Officials of the three participating countries say the infrastructure will cut travel time between Uzbekistan and Pakistan by at least five days and reduce costs by some 40%. Those officials also say that the railroad should be completed by 2027 and by 2030 could be carrying as much as 15mn tonnes of cargo annually.
A statement from Pakistan’s Ministry of Railways said the line would carry both freight and passengers.
Uzbekistan estimates that the construction cost for the trans-Afghan railway will be some $4.6bn, while Pakistan put the figure at more than $8bn.
Planning for the railway has progressed remarkably quickly and has continued despite the change of government in Afghanistan and the removal of Khan, a champion of the project, from power in Pakistan in April 2022.
Obstacles still remain.
In November 2020, when the trio of countries declared their intention to realise the railway project, they were hoping to get funding from the United States.
The US and American financial institutions are unlikely to finance such projects in Afghanistan, however, so other sources of funding need to be found.
China or the Beijing-based Asian Infrastructure Investment Bank (AIIB) seem to be the likely financiers, but the project has many challenges and risks that might deter Chinese sources from getting deeply involved.
Afghanistan's railway network very much remains in its infancy (Credit: CIA Base map, public domain).
One of the basic challenges is whether Afghanistan can maintain its section of the railway.
There are currently three railway lines in Afghanistan, all in the north. All are in operation, but none of the lines extend to any great distance.
There are two lines connecting Afghanistan to Turkmenistan; one that runs some 10 km into Afghanistan to the town of Torghundi. That line was built in the 1960s and was upgraded in 2018.
The other goes some 30 km into Afghan territory to the town of Andkhoi. It started operating in January 2021.
The third railway is the 100-km line linking the Uzbek border city of Termez to the Afghan city of Mazar-e Sharif.
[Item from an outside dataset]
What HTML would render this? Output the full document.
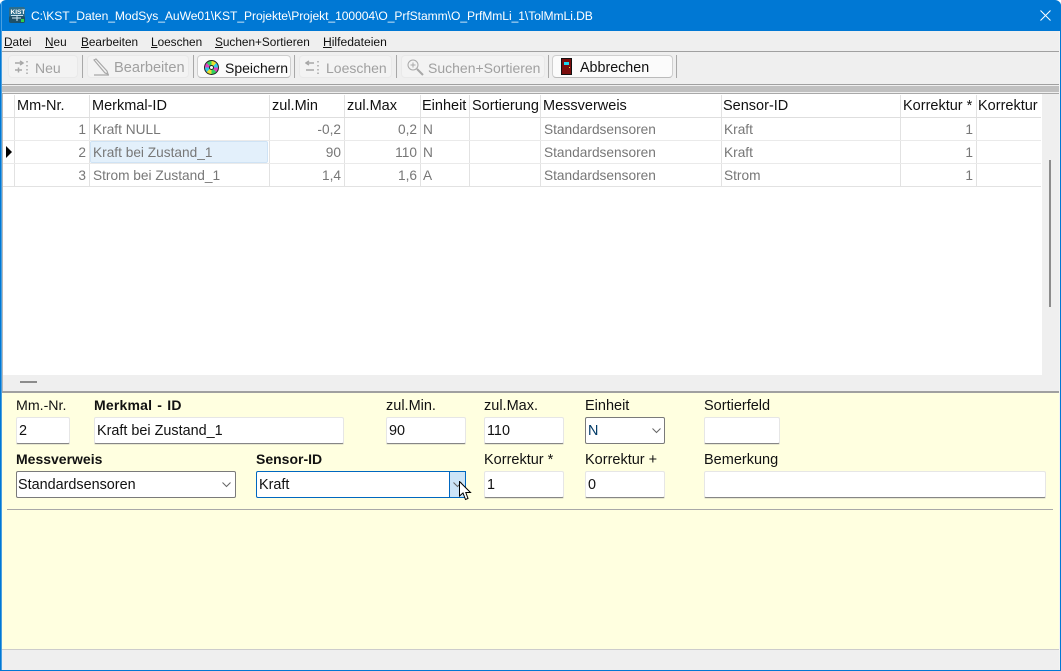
<!DOCTYPE html>
<html><head><meta charset="utf-8"><style>
html,body{margin:0;padding:0;background:#fff}
#w{position:relative;width:1061px;height:671px;overflow:hidden;background:#efefef;font-family:"Liberation Sans",sans-serif;font-size:13px;color:#111;border-radius:6px 6px 0 0}
#w div{position:absolute}
.t{white-space:nowrap;line-height:16px;height:16px}
.m{font-size:11.8px;top:34px;color:#111}
.m u{text-decoration:underline}
.tb{top:55px;height:23px;border-radius:4px;background:#f3f3f3;border:1px solid #e9e9e9;box-sizing:border-box}
.on{background:#fbfbfb;border:1px solid #cfcfcf;border-bottom-color:#bbb}
.bt{top:60px;font-size:14px;color:#a0a0a0}
.bk{color:#111}
.sp{top:55px;width:2px;height:23px;background:#a8a8a8;border-right:1px solid #eee;box-sizing:border-box}
.h{top:98px;font-size:14.5px;color:#111}
.c{font-size:13.7px;color:#777}
.r{text-align:right}
.vl{top:95px;width:1px;height:92px;background:#e2e2e2}
.hl{left:3px;width:1038px;height:1px;background:#eaeaea}
.l{font-size:14.5px;color:#111}
.b{font-weight:bold;font-size:14px}
.i{height:27px;background:#fff;border:1px solid #e6e6e6;border-bottom:1px solid #868686;box-sizing:border-box;border-radius:2px;box-shadow:0 1px 0 #e8e8d0}
.s{height:27px;background:#fff;border:1px solid #7a7a7a;box-sizing:border-box;border-radius:2px}
.v{font-size:14.4px;color:#111}
</style></head><body><div id="w">
<div style="left:0;top:0;width:1061px;height:31px;background:#0078d4"></div>
<svg style="position:absolute;left:9px;top:7px" width="16" height="16" viewBox="0 0 16 16"><rect width="16" height="16" rx="2" fill="#2c6d8c"/><rect y="9" width="16" height="7" rx="2" fill="#1f5068"/><text x="1.500" y="7" font-family="Liberation Sans" font-size="6.500" font-weight="bold" fill="#fff">KIST</text><path d="M2 8.500H14M3 11H12M8 8.500V14" stroke="#cfe6f2" stroke-width="1" fill="none"/><rect x="12" y="12" width="3" height="3" fill="#2fd14a"/></svg>
<div class="t" style="left:31px;top:8px;font-size:12.1px;color:#fff;letter-spacing:-.06px">C:\KST_Daten_ModSys_AuWe01\KST_Projekte\Projekt_100004\O_PrfStamm\O_PrfMmLi_1\TolMmLi.DB</div>
<svg style="position:absolute;left:1040px;top:10px" width="11" height="11" viewBox="0 0 11 11"><path d="M.5.5L10.500 10.500M10.500.5L.5 10.500" stroke="#fff" stroke-width="1"/></svg>

<div class="t m" style="left:4px"><u>D</u>atei</div>
<div class="t m" style="left:45px"><u>N</u>eu</div>
<div class="t m" style="left:81px"><u>B</u>earbeiten</div>
<div class="t m" style="left:151px"><u>L</u>oeschen</div>
<div class="t m" style="left:215px"><u>S</u>uchen+Sortieren</div>
<div class="t m" style="left:323px;font-size:12.100px"><u>H</u>ilfedateien</div>
<div style="left:0;top:51px;width:1061px;height:1px;background:#a0a0a0"></div>

<div class="tb" style="left:8px;width:70px"></div>
<svg style="position:absolute;left:14px;top:59px" width="17" height="16" viewBox="0 0 17 16" fill="none" stroke="#a8a8a8" stroke-width="1.500"><path d="M1 4H8M6 2L9 4L6 6M1 11H8M4.500 8.500V13.500M13 2V3.500M13 6V7.500M13 10V11.500M13 13.500V15"/></svg>
<div class="t bt" style="left:35px">Neu</div>
<div class="sp" style="left:82px"></div>
<div class="tb" style="left:87px;width:102px"></div>
<svg style="position:absolute;left:93px;top:58px" width="17" height="18" viewBox="0 0 17 18" fill="none" stroke="#a8a8a8" stroke-width="1.200"><path d="M1 2L3 1L14 13L15 16L12 15ZM1 17H16" /></svg>
<div class="t bt" style="left:114px;font-size:14.600px">Bearbeiten</div>
<div class="sp" style="left:193px"></div>
<div class="tb on" style="left:197px;width:94px"></div>
<div style="left:204px;top:60px;width:15px;height:15px;box-sizing:border-box;border:1px solid #222;border-radius:50%;background:conic-gradient(#e8e030 0 45deg,#30c8e8 45deg 90deg,#e040c0 90deg 135deg,#30d060 135deg 180deg,#e8e030 180deg 225deg,#30c8e8 225deg 270deg,#e040c0 270deg 315deg,#30d060 315deg 360deg)"></div>
<div style="left:209px;top:65px;width:5px;height:5px;box-sizing:border-box;border:1px solid #222;border-radius:50%;background:#fff"></div>
<div class="t bt bk" style="left:225px">Speichern</div>
<div class="sp" style="left:294px"></div>
<div class="tb" style="left:299px;width:93px"></div>
<svg style="position:absolute;left:305px;top:59px" width="17" height="16" viewBox="0 0 17 16" fill="none" stroke="#a8a8a8" stroke-width="1.500"><path d="M9 4H2M4 2L1 4L4 6M1 11H9M13 2V3.500M13 6V7.500M13 10V11.500M13 13.500V15"/></svg>
<div class="t bt" style="left:326px">Loeschen</div>
<div class="sp" style="left:396px"></div>
<div class="tb" style="left:401px;width:144px"></div>
<svg style="position:absolute;left:407px;top:59px" width="17" height="17" viewBox="0 0 17 17" fill="none" stroke="#a8a8a8"><circle cx="6" cy="6" r="5"/><path d="M6 3.500V8.500M3.500 6H8.500"/><path d="M10 10L16 16" stroke-width="2"/></svg>
<div class="t bt" style="left:428px">Suchen+Sortieren</div>
<div class="sp" style="left:548px"></div>
<div class="tb on" style="left:552px;width:121px"></div>
<svg style="position:absolute;left:561px;top:58px" width="11" height="17" viewBox="0 0 11 17"><rect x=".5" y=".5" width="10" height="16" fill="#7a0c0c" stroke="#111"/><rect x="3" y="4" width="5" height="3" fill="#1cd8f0"/><rect x="8" y="9" width="1" height="1" fill="#f0e040"/></svg>
<div class="t bt bk" style="left:580px;font-size:14.300px">Abbrechen</div>
<div class="sp" style="left:676px"></div>

<div style="left:0;top:84px;width:1061px;height:1px;background:#a0a0a0"></div>
<div style="left:0;top:86px;width:1061px;height:6px;background:#c0c0c0"></div>
<div style="left:2px;top:93px;width:1057px;height:1px;background:#a8a8a8"></div>

<div style="left:3px;top:94px;width:1039px;height:281px;background:#fff"></div>
<div style="left:2px;top:94px;width:1px;height:297px;background:#b8b8b8"></div>
<div class="vl" style="left:14px"></div>
<div class="vl" style="left:89px"></div>
<div class="vl" style="left:269px"></div>
<div class="vl" style="left:344px"></div>
<div class="vl" style="left:420px"></div>
<div class="vl" style="left:469px"></div>
<div class="vl" style="left:540px"></div>
<div class="vl" style="left:721px"></div>
<div class="vl" style="left:900px"></div>
<div class="vl" style="left:976px"></div>
<div class="hl" style="top:117px;background:#dedede"></div>
<div class="hl" style="top:140px"></div>
<div class="hl" style="top:163px"></div>
<div class="hl" style="top:186px;background:#e2e2e2"></div>

<div class="t h" style="left:17px">Mm-Nr.</div>
<div class="t h" style="left:92px">Merkmal-ID</div>
<div class="t h" style="left:272px">zul.Min</div>
<div class="t h" style="left:347px">zul.Max</div>
<div class="t h" style="left:422px">Einheit</div>
<div class="t h" style="left:472px">Sortierung</div>
<div class="t h" style="left:543px">Messverweis</div>
<div class="t h" style="left:723px">Sensor-ID</div>
<div class="t h" style="left:903px">Korrektur *</div>
<div class="t h" style="left:978px">Korrektur</div>

<div style="left:90px;top:141px;width:178px;height:22px;background:#e3f0fb;border:1px solid #cfe3f5;box-sizing:border-box;border-radius:2px"></div>
<svg style="position:absolute;left:6px;top:146px" width="6" height="12"><path d="M0 0L6 6L0 12Z" fill="#000"/></svg>

<div class="t c r" style="left:20px;width:66px;top:122px">1</div>
<div class="t c" style="left:93px;top:122px">Kraft NULL</div>
<div class="t c r" style="left:272px;width:69px;top:122px">-0,2</div>
<div class="t c r" style="left:347px;width:70px;top:122px">0,2</div>
<div class="t c" style="left:423px;top:122px">N</div>
<div class="t c" style="left:544px;top:122px">Standardsensoren</div>
<div class="t c" style="left:724px;top:122px">Kraft</div>
<div class="t c r" style="left:903px;width:70px;top:122px">1</div>

<div class="t c r" style="left:20px;width:66px;top:145px">2</div>
<div class="t c" style="left:93px;top:145px">Kraft bei Zustand_1</div>
<div class="t c r" style="left:272px;width:69px;top:145px">90</div>
<div class="t c r" style="left:347px;width:70px;top:145px">110</div>
<div class="t c" style="left:423px;top:145px">N</div>
<div class="t c" style="left:544px;top:145px">Standardsensoren</div>
<div class="t c" style="left:724px;top:145px">Kraft</div>
<div class="t c r" style="left:903px;width:70px;top:145px">1</div>

<div class="t c r" style="left:20px;width:66px;top:168px">3</div>
<div class="t c" style="left:93px;top:168px">Strom bei Zustand_1</div>
<div class="t c r" style="left:272px;width:69px;top:168px">1,4</div>
<div class="t c r" style="left:347px;width:70px;top:168px">1,6</div>
<div class="t c" style="left:423px;top:168px">A</div>
<div class="t c" style="left:544px;top:168px">Standardsensoren</div>
<div class="t c" style="left:724px;top:168px">Strom</div>
<div class="t c r" style="left:903px;width:70px;top:168px">1</div>

<div style="left:1049px;top:160px;width:2px;height:147px;background:#8c8c8c"></div>
<div style="left:20px;top:381px;width:17px;height:2px;background:#8c8c8c"></div>
<div style="left:2px;top:391px;width:1057px;height:2px;background:#a0a0a0"></div>

<div style="left:2px;top:393px;width:1057px;height:256px;background:#ffffe0"></div>
<div style="left:2px;top:649px;width:1057px;height:1px;background:#ccc"></div>

<div class="t l" style="left:16px;top:398px;font-size:14.200px">Mm.-Nr.</div>
<div class="t l b" style="left:94px;top:397px;letter-spacing:.2px;word-spacing:1px">Merkmal - ID</div>
<div class="t l" style="left:386px;top:398px">zul.Min.</div>
<div class="t l" style="left:484px;top:398px">zul.Max.</div>
<div class="t l" style="left:585px;top:398px">Einheit</div>
<div class="t l" style="left:704px;top:398px">Sortierfeld</div>

<div class="i" style="left:16px;top:417px;width:54px"></div><div class="t v" style="left:19px;top:423px">2</div>
<div class="i" style="left:94px;top:417px;width:250px"></div><div class="t v" style="left:97px;top:423px">Kraft bei Zustand_1</div>
<div class="i" style="left:386px;top:417px;width:80px"></div><div class="t v" style="left:389px;top:423px">90</div>
<div class="i" style="left:484px;top:417px;width:80px"></div><div class="t v" style="left:487px;top:423px">110</div>
<div class="s" style="left:585px;top:417px;width:80px"></div><div class="t v" style="left:588px;top:423px;color:#003a66">N</div>
<svg style="position:absolute;left:652px;top:428px" width="9" height="6"><path d="M.5.5L4.500 4.500L8.500.5" fill="none" stroke="#666"/></svg>
<div class="i" style="left:704px;top:417px;width:76px"></div>

<div class="t l b" style="left:16px;top:451px">Messverweis</div>
<div class="t l b" style="left:256px;top:451px">Sensor-ID</div>
<div class="t l" style="left:484px;top:452px">Korrektur *</div>
<div class="t l" style="left:585px;top:452px">Korrektur +</div>
<div class="t l" style="left:704px;top:452px">Bemerkung</div>

<div class="s" style="left:16px;top:471px;width:220px"></div><div class="t v" style="left:18px;top:477px">Standardsensoren</div>
<svg style="position:absolute;left:222px;top:482px" width="9" height="6"><path d="M.5.5L4.500 4.500L8.500.5" fill="none" stroke="#666"/></svg>
<div class="s" style="left:256px;top:471px;width:210px;border-color:#0067c0"></div><div class="t v" style="left:259px;top:477px">Kraft</div>
<div style="left:449px;top:471px;width:17px;height:27px;background:#cce4f7;border:1px solid #0067c0;box-sizing:border-box"></div>
<svg style="position:absolute;left:453px;top:482px" width="9" height="6"><path d="M.5.5L4.500 4.500L8.500.5" fill="none" stroke="#666"/></svg>
<div class="i" style="left:484px;top:471px;width:80px"></div><div class="t v" style="left:487px;top:477px">1</div>
<div class="i" style="left:585px;top:471px;width:80px"></div><div class="t v" style="left:588px;top:477px">0</div>
<div class="i" style="left:704px;top:471px;width:342px"></div>
<svg style="position:absolute;left:459px;top:481px" width="13" height="20" viewBox="0 0 13 20"><path d="M.5.5V15L4 12L6.500 18.500L9 17.500L6.800 11.500L11.500 11.500Z" fill="#fff" stroke="#000"/></svg>
<div style="left:7px;top:509px;width:1046px;height:1px;background:#a8a8a8"></div>

<div style="left:0;top:0;width:1px;height:671px;background:#0078d4"></div>
<div style="left:1px;top:0;width:1px;height:671px;background:#4a9fe0"></div>
<div style="left:1059px;top:31px;width:1px;height:639px;background:#f4f4f4"></div>
<div style="left:1060px;top:0;width:1px;height:671px;background:#0078d4"></div>
<div style="left:0;top:670px;width:1061px;height:1px;background:#0078d4"></div>
</div></body></html>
This is a line that will feature in the trans-Afghan project linking Uzbekistan to Pakistan.
The railway running from Termez, which crosses the Dustlik (Friendship) Bridge on the border, was built in the early years of the Soviet military campaign in Afghanistan. The line terminated only a few kilometres inside Afghanistan.
An extension to Mazar-e Sharif was completed in 2011 and served as part of the Nato Northern Distribution Network that supplied troops in Afghanistan, connecting Afghanistan to Europe.
In September 2016, the first train carrying goods from China crossed the bridge into Afghanistan.
The line to Mazar-e Sharif is currently being managed by Uzbekistan’s state railway company Uzbekiston Temir Yollari, though the Afghan side has complained about the Uzbeks not fully carrying out their work commitments.
If the trans-Afghan railway is completed, Afghan transport officials and workers will be expected to maintain 573 km of a railroad, most of which runs through mountains.
The Afghans have little experience running a railway system and the country’s existing rail network is less than 150 kilometres in length in all, nearly all of it laid across relatively level terrain.
Training personnel might not be so difficult, but obtaining and maintaining the equipment needed to keep the line clear in mountain areas will not be cheap.
There is also the perennial issue of security that has seen so many projects involving Afghanistan come to naught.
The proposed route transits areas where the National Resistance Front, a group of mainly former government soldiers opposed to the Taliban, and the Islamic State of Khorasan Province (IS-K), the ISIS offshoot in Afghanistan that is another foe of the Taliban, have been staging attacks.
It would be easy to consign the trans-Afghan railway to the heap of grandiose projects involving Afghanistan that never could be achieved for one reason or another.
But just perhaps this railway project will not be derailed. It is enthusiastically embraced by all the parties involved and some formidable obstacles, such as the change in government in Afghanistan, have not stopped it progressing.